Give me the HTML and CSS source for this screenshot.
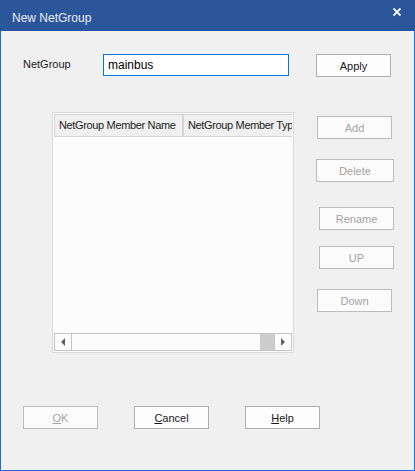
FILE: index.html
```html
<html>
    <head>
        <title>New NetGroup</title>
        <link rel="stylesheet" href="styles.css">
    </head>
    <body>
        <div class="window">
            <div class="titlebar">
                <span class="title">New NetGroup</span>
                <svg class="close" width="8" height="8" viewBox="0 0 8 8">
                    <path d="M0.5 0.5 L7.5 7.5 M7.5 0.5 L0.5 7.5" stroke="#ffffff" stroke-width="1.8" />
                </svg>
            </div>
            <div class="content">
                <div class="top-row">
                    <div class="label">NetGroup</div>
                    <input type="text" class="name-input" value="mainbus" />
                    <button class="btn apply">Apply</button>
                </div>
                <div class="middle">
                    <div class="grid">
                        <div class="grid-head">
                            <div class="col col-name">NetGroup Member Name</div>
                            <div class="col col-type">NetGroup Member Type</div>
                        </div>
                        <div class="grid-body"></div>
                        <div class="hscroll">
                            <div class="arrow left"><span class="tri tri-left"></span></div>
                            <div class="track"></div>
                            <div class="thumb"></div>
                            <div class="arrow right"><span class="tri tri-right"></span></div>
                        </div>
                    </div>
                    <div class="side">
                        <button class="btn off b-add" disabled>Add</button>
                        <button class="btn off b-delete" disabled>Delete</button>
                        <button class="btn off b-rename" disabled>Rename</button>
                        <button class="btn off b-up" disabled>UP</button>
                        <button class="btn off b-down" disabled>Down</button>
                    </div>
                </div>
                <div class="bottom-row">
                    <button class="btn off" disabled><u>O</u>K</button>
                    <button class="btn"><u>C</u>ancel</button>
                    <button class="btn"><u>H</u>elp</button>
                </div>
            </div>
        </div>
    </body>
</html>
```

FILE: styles.css
```css
body{
    margin: 0;
    font-family: "Segoe UI", "Liberation Sans", Arial, sans-serif;
    font-size: 11px;
    color: #1a1a1a;
}
.window{
    width: 415px;
    height: 471px;
    box-sizing: border-box;
    border: 1px solid #1a6fd6;
    border-top: none;
    background: #f0f0f0;
    display: flex;
    flex-direction: column;
}
.titlebar{
    height: 31px;
    margin: 0 -1px;
    background: #2b579a;
    color: #ecedf3;
    display: flex;
    align-items: center;
    justify-content: space-between;
    padding: 0 14px 0 12px;
    flex: none;
}
.title{
    font-size: 12px;
    margin-top: 4px;
}
.close{
    margin-top: -8px;
}
.content{
    padding: 23px 0 0 22px;
}
.top-row{
    display: flex;
    align-items: flex-start;
    height: 23px;
}
.label{
    width: 80px;
    line-height: 21px;
}
.name-input{
    width: 186px;
    height: 22px;
    box-sizing: border-box;
    border: 1px solid #0078d7;
    background: #ffffff;
    padding: 0 0 1px 4px;
    margin: 0 27px 0 0;
    font-family: inherit;
    font-size: 12px;
    color: #000000;
    outline: none;
}
.btn{
    width: 75px;
    height: 23px;
    box-sizing: border-box;
    border: 1px solid #adadad;
    background: #fdfdfd;
    font-family: inherit;
    font-size: 11px;
    color: #1a1a1a;
    padding: 0;
    margin: 0;
}
.btn.off{
    color: #a3a3a3;
    border-color: #bcbcbc;
    background: #fbfbfb;
}
.middle{
    display: flex;
    align-items: flex-start;
    margin-top: 35px;
    margin-left: 29px;
}
.grid{
    width: 242px;
    height: 241px;
    box-sizing: border-box;
    border: 1px solid #dadada;
    background: #fcfcfc;
    padding: 1px;
    display: flex;
    flex-direction: column;
}
.grid-head{
    display: flex;
    height: 23px;
    overflow: hidden;
    flex: none;
}
.col{
    flex: none;
    box-sizing: border-box;
    height: 23px;
    line-height: 20px;
    padding-left: 4px;
    background: #f0f0f0;
    border: 1px solid #d4d4d4;
    white-space: nowrap;
    overflow: hidden;
    letter-spacing: -0.35px;
}
.col-name{
    width: 130px;
    border-right-width: 2px;
}
.col-type{
    width: 120px;
    border-left: none;
}
.grid-body{
    flex: 1;
}
.hscroll{
    display: flex;
    height: 18px;
    box-sizing: border-box;
    border: 1px solid #c4c4c4;
    background: #fcfcfc;
    flex: none;
}
.arrow{
    width: 16px;
    display: flex;
    align-items: center;
    justify-content: center;
    flex: none;
}
.arrow.left{
    border-right: 1px solid #c4c4c4;
}
.arrow.right{
    border-left: 1px solid #c4c4c4;
}
.track{
    flex: 1;
}
.thumb{
    width: 14px;
    background: #cdcdcd;
}
.tri{
    width: 0;
    height: 0;
    border-top: 4px solid transparent;
    border-bottom: 4px solid transparent;
}
.tri-left{
    border-right: 4px solid #606060;
}
.tri-right{
    border-left: 4px solid #606060;
}
.side{
    display: flex;
    flex-direction: column;
    align-items: flex-start;
    margin-left: 22px;
    padding-top: 4px;
}
.b-add{
    margin-left: 1px;
}
.b-delete{
    width: 78px;
    margin-top: 20px;
}
.b-rename{
    margin-top: 25px;
    margin-left: 3px;
}
.b-up{
    margin-top: 16px;
    margin-left: 3px;
}
.b-down{
    margin-top: 20px;
    margin-left: 1px;
}
.bottom-row{
    display: flex;
    gap: 36px;
    margin-top: 53px;
}
```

########################################

### REQUIRED WORK
Reproduce the whole listing above word for word, but not its pictures.

### RESULT FOR THIS TASK
Give me the HTML and CSS source for this screenshot.
FILE: index.html
```html
<html>
    <head>
        <title>New NetGroup</title>
        <link rel="stylesheet" href="styles.css">
    </head>
    <body>
        <div class="window">
            <div class="titlebar">
                <span class="title">New NetGroup</span>
                <svg class="close" width="8" height="8" viewBox="0 0 8 8">
                    <path d="M0.5 0.5 L7.5 7.5 M7.5 0.5 L0.5 7.5" stroke="#ffffff" stroke-width="1.8" />
                </svg>
            </div>
            <div class="content">
                <div class="top-row">
                    <div class="label">NetGroup</div>
                    <input type="text" class="name-input" value="mainbus" />
                    <button class="btn apply">Apply</button>
                </div>
                <div class="middle">
                    <div class="grid">
                        <div class="grid-head">
                            <div class="col col-name">NetGroup Member Name</div>
                            <div class="col col-type">NetGroup Member Type</div>
                        </div>
                        <div class="grid-body"></div>
                        <div class="hscroll">
                            <div class="arrow left"><span class="tri tri-left"></span></div>
                            <div class="track"></div>
                            <div class="thumb"></div>
                            <div class="arrow right"><span class="tri tri-right"></span></div>
                        </div>
                    </div>
                    <div class="side">
                        <button class="btn off b-add" disabled>Add</button>
                        <button class="btn off b-delete" disabled>Delete</button>
                        <button class="btn off b-rename" disabled>Rename</button>
                        <button class="btn off b-up" disabled>UP</button>
                        <button class="btn off b-down" disabled>Down</button>
                    </div>
                </div>
                <div class="bottom-row">
                    <button class="btn off" disabled><u>O</u>K</button>
                    <button class="btn"><u>C</u>ancel</button>
                    <button class="btn"><u>H</u>elp</button>
                </div>
            </div>
        </div>
    </body>
</html>
```

FILE: styles.css
```css
body{
    margin: 0;
    font-family: "Segoe UI", "Liberation Sans", Arial, sans-serif;
    font-size: 11px;
    color: #1a1a1a;
}
.window{
    width: 415px;
    height: 471px;
    box-sizing: border-box;
    border: 1px solid #1a6fd6;
    border-top: none;
    background: #f0f0f0;
    display: flex;
    flex-direction: column;
}
.titlebar{
    height: 31px;
    margin: 0 -1px;
    background: #2b579a;
    color: #ecedf3;
    display: flex;
    align-items: center;
    justify-content: space-between;
    padding: 0 14px 0 12px;
    flex: none;
}
.title{
    font-size: 12px;
    margin-top: 4px;
}
.close{
    margin-top: -8px;
}
.content{
    padding: 23px 0 0 22px;
}
.top-row{
    display: flex;
    align-items: flex-start;
    height: 23px;
}
.label{
    width: 80px;
    line-height: 21px;
}
.name-input{
    width: 186px;
    height: 22px;
    box-sizing: border-box;
    border: 1px solid #0078d7;
    background: #ffffff;
    padding: 0 0 1px 4px;
    margin: 0 27px 0 0;
    font-family: inherit;
    font-size: 12px;
    color: #000000;
    outline: none;
}
.btn{
    width: 75px;
    height: 23px;
    box-sizing: border-box;
    border: 1px solid #adadad;
    background: #fdfdfd;
    font-family: inherit;
    font-size: 11px;
    color: #1a1a1a;
    padding: 0;
    margin: 0;
}
.btn.off{
    color: #a3a3a3;
    border-color: #bcbcbc;
    background: #fbfbfb;
}
.middle{
    display: flex;
    align-items: flex-start;
    margin-top: 35px;
    margin-left: 29px;
}
.grid{
    width: 242px;
    height: 241px;
    box-sizing: border-box;
    border: 1px solid #dadada;
    background: #fcfcfc;
    padding: 1px;
    display: flex;
    flex-direction: column;
}
.grid-head{
    display: flex;
    height: 23px;
    overflow: hidden;
    flex: none;
}
.col{
    flex: none;
    box-sizing: border-box;
    height: 23px;
    line-height: 20px;
    padding-left: 4px;
    background: #f0f0f0;
    border: 1px solid #d4d4d4;
    white-space: nowrap;
    overflow: hidden;
    letter-spacing: -0.35px;
}
.col-name{
    width: 130px;
    border-right-width: 2px;
}
.col-type{
    width: 120px;
    border-left: none;
}
.grid-body{
    flex: 1;
}
.hscroll{
    display: flex;
    height: 18px;
    box-sizing: border-box;
    border: 1px solid #c4c4c4;
    background: #fcfcfc;
    flex: none;
}
.arrow{
    width: 16px;
    display: flex;
    align-items: center;
    justify-content: center;
    flex: none;
}
.arrow.left{
    border-right: 1px solid #c4c4c4;
}
.arrow.right{
    border-left: 1px solid #c4c4c4;
}
.track{
    flex: 1;
}
.thumb{
    width: 14px;
    background: #cdcdcd;
}
.tri{
    width: 0;
    height: 0;
    border-top: 4px solid transparent;
    border-bottom: 4px solid transparent;
}
.tri-left{
    border-right: 4px solid #606060;
}
.tri-right{
    border-left: 4px solid #606060;
}
.side{
    display: flex;
    flex-direction: column;
    align-items: flex-start;
    margin-left: 22px;
    padding-top: 4px;
}
.b-add{
    margin-left: 1px;
}
.b-delete{
    width: 78px;
    margin-top: 20px;
}
.b-rename{
    margin-top: 25px;
    margin-left: 3px;
}
.b-up{
    margin-top: 16px;
    margin-left: 3px;
}
.b-down{
    margin-top: 20px;
    margin-left: 1px;
}
.bottom-row{
    display: flex;
    gap: 36px;
    margin-top: 53px;
}
```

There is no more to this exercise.